[BEGIN DATA FOR THE TASK]

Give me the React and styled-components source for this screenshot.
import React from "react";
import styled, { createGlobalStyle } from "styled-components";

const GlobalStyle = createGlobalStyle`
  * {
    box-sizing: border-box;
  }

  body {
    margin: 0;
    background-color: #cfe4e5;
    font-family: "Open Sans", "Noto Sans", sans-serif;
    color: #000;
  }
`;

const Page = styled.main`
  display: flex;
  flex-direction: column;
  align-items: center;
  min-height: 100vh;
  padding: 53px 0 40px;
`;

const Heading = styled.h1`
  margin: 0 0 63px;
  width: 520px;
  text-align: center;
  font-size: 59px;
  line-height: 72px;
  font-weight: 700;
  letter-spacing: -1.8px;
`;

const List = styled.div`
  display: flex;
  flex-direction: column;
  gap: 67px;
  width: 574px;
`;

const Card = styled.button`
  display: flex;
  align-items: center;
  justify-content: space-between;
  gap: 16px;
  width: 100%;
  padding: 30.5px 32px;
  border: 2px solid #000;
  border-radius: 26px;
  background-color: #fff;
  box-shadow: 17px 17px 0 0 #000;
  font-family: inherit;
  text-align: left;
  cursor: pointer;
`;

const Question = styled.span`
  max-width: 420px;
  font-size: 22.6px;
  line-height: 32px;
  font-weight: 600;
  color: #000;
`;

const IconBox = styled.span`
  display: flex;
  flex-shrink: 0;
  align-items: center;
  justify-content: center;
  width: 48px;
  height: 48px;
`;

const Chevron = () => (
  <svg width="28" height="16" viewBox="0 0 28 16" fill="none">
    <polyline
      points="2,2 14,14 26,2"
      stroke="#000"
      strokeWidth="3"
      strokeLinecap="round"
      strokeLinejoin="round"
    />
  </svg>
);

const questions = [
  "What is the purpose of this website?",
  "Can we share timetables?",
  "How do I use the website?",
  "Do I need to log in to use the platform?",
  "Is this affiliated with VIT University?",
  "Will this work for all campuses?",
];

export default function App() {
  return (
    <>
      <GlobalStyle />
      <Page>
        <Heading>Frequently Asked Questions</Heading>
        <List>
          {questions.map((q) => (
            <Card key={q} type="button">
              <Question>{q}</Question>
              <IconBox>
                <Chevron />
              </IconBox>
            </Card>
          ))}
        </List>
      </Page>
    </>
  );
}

[END DATA FOR THE TASK]
[BEGIN DATA FOR THE TASK]

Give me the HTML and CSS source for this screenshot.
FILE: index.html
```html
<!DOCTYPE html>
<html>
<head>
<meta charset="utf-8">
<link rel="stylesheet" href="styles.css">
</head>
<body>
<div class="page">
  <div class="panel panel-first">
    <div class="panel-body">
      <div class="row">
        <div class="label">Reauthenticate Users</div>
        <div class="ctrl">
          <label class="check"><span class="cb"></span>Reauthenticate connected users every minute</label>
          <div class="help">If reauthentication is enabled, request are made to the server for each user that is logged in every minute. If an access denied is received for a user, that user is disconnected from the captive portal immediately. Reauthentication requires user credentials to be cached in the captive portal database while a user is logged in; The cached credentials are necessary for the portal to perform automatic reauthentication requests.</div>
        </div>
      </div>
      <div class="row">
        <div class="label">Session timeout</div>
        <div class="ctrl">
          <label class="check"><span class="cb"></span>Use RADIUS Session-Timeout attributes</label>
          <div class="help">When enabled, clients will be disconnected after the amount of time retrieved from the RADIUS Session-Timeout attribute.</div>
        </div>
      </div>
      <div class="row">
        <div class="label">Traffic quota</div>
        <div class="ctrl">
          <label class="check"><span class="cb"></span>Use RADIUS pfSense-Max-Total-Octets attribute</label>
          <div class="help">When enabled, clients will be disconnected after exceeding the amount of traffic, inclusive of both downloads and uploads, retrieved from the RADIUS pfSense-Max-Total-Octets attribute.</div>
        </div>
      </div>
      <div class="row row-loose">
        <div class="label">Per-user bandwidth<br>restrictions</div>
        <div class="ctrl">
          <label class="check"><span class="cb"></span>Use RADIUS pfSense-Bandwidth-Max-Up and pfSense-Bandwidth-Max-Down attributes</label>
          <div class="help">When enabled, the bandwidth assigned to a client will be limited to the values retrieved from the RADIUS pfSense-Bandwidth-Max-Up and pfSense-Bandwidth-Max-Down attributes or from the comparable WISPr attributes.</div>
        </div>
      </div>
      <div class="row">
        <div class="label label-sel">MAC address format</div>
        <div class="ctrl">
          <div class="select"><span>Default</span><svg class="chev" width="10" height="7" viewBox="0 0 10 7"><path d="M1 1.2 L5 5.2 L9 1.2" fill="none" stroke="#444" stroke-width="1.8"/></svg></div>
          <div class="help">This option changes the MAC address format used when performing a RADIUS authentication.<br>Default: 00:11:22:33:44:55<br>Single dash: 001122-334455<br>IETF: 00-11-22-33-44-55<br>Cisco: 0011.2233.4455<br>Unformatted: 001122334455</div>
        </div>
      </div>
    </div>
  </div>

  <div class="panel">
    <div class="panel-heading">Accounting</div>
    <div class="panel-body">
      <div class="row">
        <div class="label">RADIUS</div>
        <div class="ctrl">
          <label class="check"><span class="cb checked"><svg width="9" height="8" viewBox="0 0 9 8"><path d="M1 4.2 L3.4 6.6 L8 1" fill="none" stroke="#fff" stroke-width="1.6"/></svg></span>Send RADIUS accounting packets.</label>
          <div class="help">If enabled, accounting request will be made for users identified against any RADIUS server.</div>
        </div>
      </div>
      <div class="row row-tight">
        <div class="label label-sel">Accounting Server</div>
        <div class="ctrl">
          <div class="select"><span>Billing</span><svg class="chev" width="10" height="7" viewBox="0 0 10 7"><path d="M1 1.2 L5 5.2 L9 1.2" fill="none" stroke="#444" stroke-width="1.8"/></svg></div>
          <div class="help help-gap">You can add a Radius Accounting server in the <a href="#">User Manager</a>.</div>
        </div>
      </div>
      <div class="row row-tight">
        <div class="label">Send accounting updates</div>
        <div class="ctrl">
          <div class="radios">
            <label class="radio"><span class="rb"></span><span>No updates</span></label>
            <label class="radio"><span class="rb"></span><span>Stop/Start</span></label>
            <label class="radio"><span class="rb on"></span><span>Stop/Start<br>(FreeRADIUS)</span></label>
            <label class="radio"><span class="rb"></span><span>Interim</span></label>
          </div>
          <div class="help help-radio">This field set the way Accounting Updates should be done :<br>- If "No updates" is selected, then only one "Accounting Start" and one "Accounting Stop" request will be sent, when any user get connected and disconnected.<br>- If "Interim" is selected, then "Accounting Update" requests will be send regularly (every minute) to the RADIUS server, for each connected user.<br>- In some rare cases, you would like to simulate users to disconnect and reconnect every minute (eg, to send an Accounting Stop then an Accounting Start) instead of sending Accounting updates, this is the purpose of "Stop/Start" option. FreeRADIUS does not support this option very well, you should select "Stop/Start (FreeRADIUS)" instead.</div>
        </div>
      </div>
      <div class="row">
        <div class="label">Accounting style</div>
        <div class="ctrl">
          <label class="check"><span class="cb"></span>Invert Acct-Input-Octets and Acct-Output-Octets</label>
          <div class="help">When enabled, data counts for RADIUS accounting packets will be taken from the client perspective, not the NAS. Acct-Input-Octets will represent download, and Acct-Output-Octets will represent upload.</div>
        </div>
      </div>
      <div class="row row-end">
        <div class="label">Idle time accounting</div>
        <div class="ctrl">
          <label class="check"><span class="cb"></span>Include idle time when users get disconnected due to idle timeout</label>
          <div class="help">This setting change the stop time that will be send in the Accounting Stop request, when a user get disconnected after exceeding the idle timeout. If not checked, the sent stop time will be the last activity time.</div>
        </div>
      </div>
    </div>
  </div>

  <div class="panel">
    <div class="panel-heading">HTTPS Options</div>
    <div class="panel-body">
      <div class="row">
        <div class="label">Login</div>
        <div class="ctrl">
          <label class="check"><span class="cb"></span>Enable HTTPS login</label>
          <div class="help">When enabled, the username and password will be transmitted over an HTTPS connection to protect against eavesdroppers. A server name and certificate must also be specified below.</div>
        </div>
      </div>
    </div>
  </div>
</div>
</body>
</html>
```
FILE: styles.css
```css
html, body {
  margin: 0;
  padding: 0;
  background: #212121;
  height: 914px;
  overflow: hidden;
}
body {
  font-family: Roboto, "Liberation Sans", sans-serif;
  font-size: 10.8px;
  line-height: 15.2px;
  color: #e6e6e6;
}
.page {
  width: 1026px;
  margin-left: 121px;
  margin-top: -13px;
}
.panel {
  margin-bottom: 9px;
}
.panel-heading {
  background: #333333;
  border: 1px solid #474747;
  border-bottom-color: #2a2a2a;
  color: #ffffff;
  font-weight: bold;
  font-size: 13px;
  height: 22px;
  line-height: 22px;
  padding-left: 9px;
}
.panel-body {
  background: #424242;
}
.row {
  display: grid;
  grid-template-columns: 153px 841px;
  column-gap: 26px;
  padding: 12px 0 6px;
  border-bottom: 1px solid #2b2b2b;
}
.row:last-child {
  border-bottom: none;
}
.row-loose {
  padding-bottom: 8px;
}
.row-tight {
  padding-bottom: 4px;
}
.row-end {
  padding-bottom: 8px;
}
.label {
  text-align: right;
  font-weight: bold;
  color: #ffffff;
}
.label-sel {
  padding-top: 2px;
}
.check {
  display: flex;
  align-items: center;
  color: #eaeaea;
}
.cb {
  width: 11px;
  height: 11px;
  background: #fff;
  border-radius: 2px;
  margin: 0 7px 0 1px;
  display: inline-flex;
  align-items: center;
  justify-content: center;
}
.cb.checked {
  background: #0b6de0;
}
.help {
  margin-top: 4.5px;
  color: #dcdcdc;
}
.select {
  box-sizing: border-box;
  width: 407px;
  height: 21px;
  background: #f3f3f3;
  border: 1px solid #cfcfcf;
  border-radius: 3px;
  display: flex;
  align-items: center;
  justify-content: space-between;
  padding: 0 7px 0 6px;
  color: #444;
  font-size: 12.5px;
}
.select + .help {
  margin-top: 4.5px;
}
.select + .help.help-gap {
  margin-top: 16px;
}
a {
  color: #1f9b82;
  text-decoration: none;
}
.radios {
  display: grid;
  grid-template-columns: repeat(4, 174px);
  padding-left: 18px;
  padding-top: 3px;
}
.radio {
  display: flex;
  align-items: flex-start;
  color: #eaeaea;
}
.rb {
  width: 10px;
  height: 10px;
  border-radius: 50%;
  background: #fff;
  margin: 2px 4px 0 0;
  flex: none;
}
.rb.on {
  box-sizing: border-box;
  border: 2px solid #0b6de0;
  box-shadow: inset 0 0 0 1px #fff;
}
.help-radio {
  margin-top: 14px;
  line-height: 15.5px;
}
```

[END DATA FOR THE TASK]

PROMPT:
Copy every line above that includes the string "Give".

RESPONSE:
Give me the React and styled-components source for this screenshot.
Give me the HTML and CSS source for this screenshot.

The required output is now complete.